EXERCISE AIM:
Your task is to give the listing below back word for word, pictures excluded.

SUPPLIED DATA:
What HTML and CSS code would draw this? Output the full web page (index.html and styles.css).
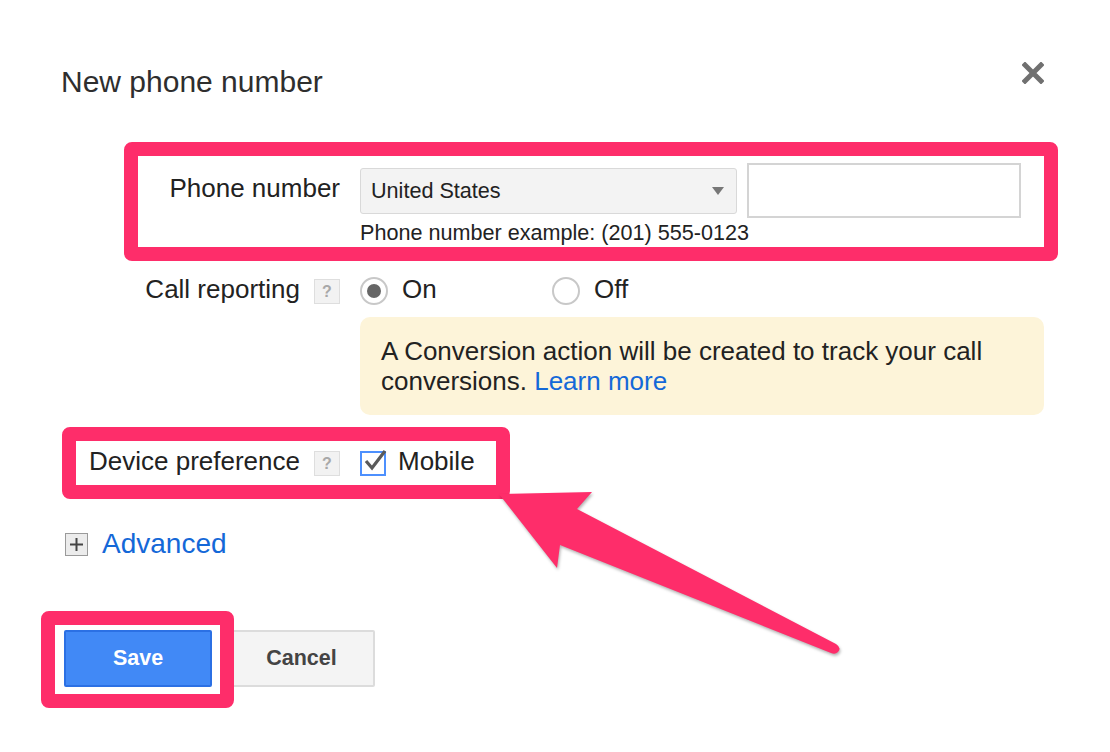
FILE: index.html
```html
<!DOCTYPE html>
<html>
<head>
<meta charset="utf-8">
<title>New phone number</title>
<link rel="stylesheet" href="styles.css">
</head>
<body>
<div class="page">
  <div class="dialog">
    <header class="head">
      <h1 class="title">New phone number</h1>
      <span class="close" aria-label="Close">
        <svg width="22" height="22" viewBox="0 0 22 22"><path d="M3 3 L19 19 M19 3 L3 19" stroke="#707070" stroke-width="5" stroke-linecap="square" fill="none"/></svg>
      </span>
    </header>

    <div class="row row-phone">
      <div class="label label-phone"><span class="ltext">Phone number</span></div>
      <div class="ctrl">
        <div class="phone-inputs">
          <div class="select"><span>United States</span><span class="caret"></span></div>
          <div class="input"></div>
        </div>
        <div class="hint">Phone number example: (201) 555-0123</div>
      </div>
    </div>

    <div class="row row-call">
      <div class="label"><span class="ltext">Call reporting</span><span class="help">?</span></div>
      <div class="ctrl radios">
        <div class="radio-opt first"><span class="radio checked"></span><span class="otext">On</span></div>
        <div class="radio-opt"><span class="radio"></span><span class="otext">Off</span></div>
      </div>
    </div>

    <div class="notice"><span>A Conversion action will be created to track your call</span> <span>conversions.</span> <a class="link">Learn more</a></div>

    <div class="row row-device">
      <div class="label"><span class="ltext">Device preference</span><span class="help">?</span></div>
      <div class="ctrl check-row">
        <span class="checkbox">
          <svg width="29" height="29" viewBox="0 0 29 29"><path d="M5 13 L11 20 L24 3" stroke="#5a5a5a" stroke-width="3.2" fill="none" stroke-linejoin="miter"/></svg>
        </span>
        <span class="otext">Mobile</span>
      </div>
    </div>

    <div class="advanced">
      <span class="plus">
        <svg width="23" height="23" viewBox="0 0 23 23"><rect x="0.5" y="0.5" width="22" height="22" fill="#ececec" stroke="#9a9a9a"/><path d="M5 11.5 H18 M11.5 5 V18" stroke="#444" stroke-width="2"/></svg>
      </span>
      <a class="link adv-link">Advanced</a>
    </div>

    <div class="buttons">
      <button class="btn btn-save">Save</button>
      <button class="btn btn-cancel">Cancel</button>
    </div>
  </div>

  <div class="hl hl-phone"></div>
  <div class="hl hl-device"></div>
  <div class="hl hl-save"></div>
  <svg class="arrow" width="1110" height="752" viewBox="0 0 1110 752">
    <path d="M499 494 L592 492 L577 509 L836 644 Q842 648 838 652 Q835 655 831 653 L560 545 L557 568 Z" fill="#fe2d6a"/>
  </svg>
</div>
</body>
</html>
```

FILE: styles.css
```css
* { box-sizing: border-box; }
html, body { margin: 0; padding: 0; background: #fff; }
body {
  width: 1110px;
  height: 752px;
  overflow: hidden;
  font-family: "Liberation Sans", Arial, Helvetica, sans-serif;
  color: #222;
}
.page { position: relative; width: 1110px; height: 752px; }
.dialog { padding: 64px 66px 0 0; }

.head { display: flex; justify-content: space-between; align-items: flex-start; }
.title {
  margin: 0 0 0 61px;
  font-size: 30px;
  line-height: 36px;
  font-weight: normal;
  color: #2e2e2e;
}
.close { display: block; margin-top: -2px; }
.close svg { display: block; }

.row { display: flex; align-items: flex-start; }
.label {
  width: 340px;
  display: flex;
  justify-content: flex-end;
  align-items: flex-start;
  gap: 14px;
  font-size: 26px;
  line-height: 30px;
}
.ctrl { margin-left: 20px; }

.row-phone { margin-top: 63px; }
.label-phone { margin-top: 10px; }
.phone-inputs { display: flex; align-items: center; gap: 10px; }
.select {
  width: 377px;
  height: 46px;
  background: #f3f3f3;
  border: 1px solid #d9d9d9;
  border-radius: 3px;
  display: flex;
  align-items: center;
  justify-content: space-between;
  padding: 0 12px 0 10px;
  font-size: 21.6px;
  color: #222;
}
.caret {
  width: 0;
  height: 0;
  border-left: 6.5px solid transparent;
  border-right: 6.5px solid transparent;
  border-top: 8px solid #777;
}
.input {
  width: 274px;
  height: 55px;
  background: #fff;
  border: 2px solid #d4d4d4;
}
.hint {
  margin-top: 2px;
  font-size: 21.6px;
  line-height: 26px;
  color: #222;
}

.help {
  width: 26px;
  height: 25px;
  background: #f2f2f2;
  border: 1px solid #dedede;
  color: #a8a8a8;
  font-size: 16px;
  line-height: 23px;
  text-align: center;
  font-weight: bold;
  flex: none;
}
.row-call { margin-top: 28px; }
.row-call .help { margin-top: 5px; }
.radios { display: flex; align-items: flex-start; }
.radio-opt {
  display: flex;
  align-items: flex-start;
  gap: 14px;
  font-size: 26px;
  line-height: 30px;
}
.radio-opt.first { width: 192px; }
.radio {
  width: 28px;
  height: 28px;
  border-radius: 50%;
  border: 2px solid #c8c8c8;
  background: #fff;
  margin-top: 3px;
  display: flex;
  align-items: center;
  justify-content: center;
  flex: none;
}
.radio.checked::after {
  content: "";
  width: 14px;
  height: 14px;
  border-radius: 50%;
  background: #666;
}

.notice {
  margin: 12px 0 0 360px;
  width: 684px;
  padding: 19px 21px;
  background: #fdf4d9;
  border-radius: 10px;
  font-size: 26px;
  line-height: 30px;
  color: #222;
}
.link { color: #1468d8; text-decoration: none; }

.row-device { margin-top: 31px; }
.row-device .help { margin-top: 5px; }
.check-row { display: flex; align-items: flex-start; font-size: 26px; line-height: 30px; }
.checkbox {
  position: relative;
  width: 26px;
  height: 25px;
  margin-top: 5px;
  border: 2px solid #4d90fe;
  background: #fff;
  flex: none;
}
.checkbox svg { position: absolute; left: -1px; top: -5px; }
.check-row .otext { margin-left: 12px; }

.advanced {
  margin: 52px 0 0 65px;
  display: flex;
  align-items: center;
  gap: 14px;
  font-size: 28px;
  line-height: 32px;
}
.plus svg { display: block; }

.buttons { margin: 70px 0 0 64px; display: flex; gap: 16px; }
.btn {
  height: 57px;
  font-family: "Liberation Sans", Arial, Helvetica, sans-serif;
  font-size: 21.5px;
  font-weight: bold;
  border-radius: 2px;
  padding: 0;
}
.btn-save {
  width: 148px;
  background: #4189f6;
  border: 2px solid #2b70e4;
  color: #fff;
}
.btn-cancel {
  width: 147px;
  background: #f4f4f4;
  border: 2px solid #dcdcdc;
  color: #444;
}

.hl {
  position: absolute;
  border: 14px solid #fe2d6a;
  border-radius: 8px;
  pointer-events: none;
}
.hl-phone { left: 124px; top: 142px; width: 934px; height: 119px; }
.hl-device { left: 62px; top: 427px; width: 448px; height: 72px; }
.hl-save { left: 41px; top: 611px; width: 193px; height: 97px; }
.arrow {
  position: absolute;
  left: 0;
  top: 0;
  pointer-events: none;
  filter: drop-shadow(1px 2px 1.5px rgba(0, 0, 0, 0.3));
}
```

WRITTEN REPLY:
What HTML and CSS code would draw this? Output the full web page (index.html and styles.css).
FILE: index.html
```html
<!DOCTYPE html>
<html>
<head>
<meta charset="utf-8">
<title>New phone number</title>
<link rel="stylesheet" href="styles.css">
</head>
<body>
<div class="page">
  <div class="dialog">
    <header class="head">
      <h1 class="title">New phone number</h1>
      <span class="close" aria-label="Close">
        <svg width="22" height="22" viewBox="0 0 22 22"><path d="M3 3 L19 19 M19 3 L3 19" stroke="#707070" stroke-width="5" stroke-linecap="square" fill="none"/></svg>
      </span>
    </header>

    <div class="row row-phone">
      <div class="label label-phone"><span class="ltext">Phone number</span></div>
      <div class="ctrl">
        <div class="phone-inputs">
          <div class="select"><span>United States</span><span class="caret"></span></div>
          <div class="input"></div>
        </div>
        <div class="hint">Phone number example: (201) 555-0123</div>
      </div>
    </div>

    <div class="row row-call">
      <div class="label"><span class="ltext">Call reporting</span><span class="help">?</span></div>
      <div class="ctrl radios">
        <div class="radio-opt first"><span class="radio checked"></span><span class="otext">On</span></div>
        <div class="radio-opt"><span class="radio"></span><span class="otext">Off</span></div>
      </div>
    </div>

    <div class="notice"><span>A Conversion action will be created to track your call</span> <span>conversions.</span> <a class="link">Learn more</a></div>

    <div class="row row-device">
      <div class="label"><span class="ltext">Device preference</span><span class="help">?</span></div>
      <div class="ctrl check-row">
        <span class="checkbox">
          <svg width="29" height="29" viewBox="0 0 29 29"><path d="M5 13 L11 20 L24 3" stroke="#5a5a5a" stroke-width="3.2" fill="none" stroke-linejoin="miter"/></svg>
        </span>
        <span class="otext">Mobile</span>
      </div>
    </div>

    <div class="advanced">
      <span class="plus">
        <svg width="23" height="23" viewBox="0 0 23 23"><rect x="0.5" y="0.5" width="22" height="22" fill="#ececec" stroke="#9a9a9a"/><path d="M5 11.5 H18 M11.5 5 V18" stroke="#444" stroke-width="2"/></svg>
      </span>
      <a class="link adv-link">Advanced</a>
    </div>

    <div class="buttons">
      <button class="btn btn-save">Save</button>
      <button class="btn btn-cancel">Cancel</button>
    </div>
  </div>

  <div class="hl hl-phone"></div>
  <div class="hl hl-device"></div>
  <div class="hl hl-save"></div>
  <svg class="arrow" width="1110" height="752" viewBox="0 0 1110 752">
    <path d="M499 494 L592 492 L577 509 L836 644 Q842 648 838 652 Q835 655 831 653 L560 545 L557 568 Z" fill="#fe2d6a"/>
  </svg>
</div>
</body>
</html>
```

FILE: styles.css
```css
* { box-sizing: border-box; }
html, body { margin: 0; padding: 0; background: #fff; }
body {
  width: 1110px;
  height: 752px;
  overflow: hidden;
  font-family: "Liberation Sans", Arial, Helvetica, sans-serif;
  color: #222;
}
.page { position: relative; width: 1110px; height: 752px; }
.dialog { padding: 64px 66px 0 0; }

.head { display: flex; justify-content: space-between; align-items: flex-start; }
.title {
  margin: 0 0 0 61px;
  font-size: 30px;
  line-height: 36px;
  font-weight: normal;
  color: #2e2e2e;
}
.close { display: block; margin-top: -2px; }
.close svg { display: block; }

.row { display: flex; align-items: flex-start; }
.label {
  width: 340px;
  display: flex;
  justify-content: flex-end;
  align-items: flex-start;
  gap: 14px;
  font-size: 26px;
  line-height: 30px;
}
.ctrl { margin-left: 20px; }

.row-phone { margin-top: 63px; }
.label-phone { margin-top: 10px; }
.phone-inputs { display: flex; align-items: center; gap: 10px; }
.select {
  width: 377px;
  height: 46px;
  background: #f3f3f3;
  border: 1px solid #d9d9d9;
  border-radius: 3px;
  display: flex;
  align-items: center;
  justify-content: space-between;
  padding: 0 12px 0 10px;
  font-size: 21.6px;
  color: #222;
}
.caret {
  width: 0;
  height: 0;
  border-left: 6.5px solid transparent;
  border-right: 6.5px solid transparent;
  border-top: 8px solid #777;
}
.input {
  width: 274px;
  height: 55px;
  background: #fff;
  border: 2px solid #d4d4d4;
}
.hint {
  margin-top: 2px;
  font-size: 21.6px;
  line-height: 26px;
  color: #222;
}

.help {
  width: 26px;
  height: 25px;
  background: #f2f2f2;
  border: 1px solid #dedede;
  color: #a8a8a8;
  font-size: 16px;
  line-height: 23px;
  text-align: center;
  font-weight: bold;
  flex: none;
}
.row-call { margin-top: 28px; }
.row-call .help { margin-top: 5px; }
.radios { display: flex; align-items: flex-start; }
.radio-opt {
  display: flex;
  align-items: flex-start;
  gap: 14px;
  font-size: 26px;
  line-height: 30px;
}
.radio-opt.first { width: 192px; }
.radio {
  width: 28px;
  height: 28px;
  border-radius: 50%;
  border: 2px solid #c8c8c8;
  background: #fff;
  margin-top: 3px;
  display: flex;
  align-items: center;
  justify-content: center;
  flex: none;
}
.radio.checked::after {
  content: "";
  width: 14px;
  height: 14px;
  border-radius: 50%;
  background: #666;
}

.notice {
  margin: 12px 0 0 360px;
  width: 684px;
  padding: 19px 21px;
  background: #fdf4d9;
  border-radius: 10px;
  font-size: 26px;
  line-height: 30px;
  color: #222;
}
.link { color: #1468d8; text-decoration: none; }

.row-device { margin-top: 31px; }
.row-device .help { margin-top: 5px; }
.check-row { display: flex; align-items: flex-start; font-size: 26px; line-height: 30px; }
.checkbox {
  position: relative;
  width: 26px;
  height: 25px;
  margin-top: 5px;
  border: 2px solid #4d90fe;
  background: #fff;
  flex: none;
}
.checkbox svg { position: absolute; left: -1px; top: -5px; }
.check-row .otext { margin-left: 12px; }

.advanced {
  margin: 52px 0 0 65px;
  display: flex;
  align-items: center;
  gap: 14px;
  font-size: 28px;
  line-height: 32px;
}
.plus svg { display: block; }

.buttons { margin: 70px 0 0 64px; display: flex; gap: 16px; }
.btn {
  height: 57px;
  font-family: "Liberation Sans", Arial, Helvetica, sans-serif;
  font-size: 21.5px;
  font-weight: bold;
  border-radius: 2px;
  padding: 0;
}
.btn-save {
  width: 148px;
  background: #4189f6;
  border: 2px solid #2b70e4;
  color: #fff;
}
.btn-cancel {
  width: 147px;
  background: #f4f4f4;
  border: 2px solid #dcdcdc;
  color: #444;
}

.hl {
  position: absolute;
  border: 14px solid #fe2d6a;
  border-radius: 8px;
  pointer-events: none;
}
.hl-phone { left: 124px; top: 142px; width: 934px; height: 119px; }
.hl-device { left: 62px; top: 427px; width: 448px; height: 72px; }
.hl-save { left: 41px; top: 611px; width: 193px; height: 97px; }
.arrow {
  position: absolute;
  left: 0;
  top: 0;
  pointer-events: none;
  filter: drop-shadow(1px 2px 1.5px rgba(0, 0, 0, 0.3));
}
```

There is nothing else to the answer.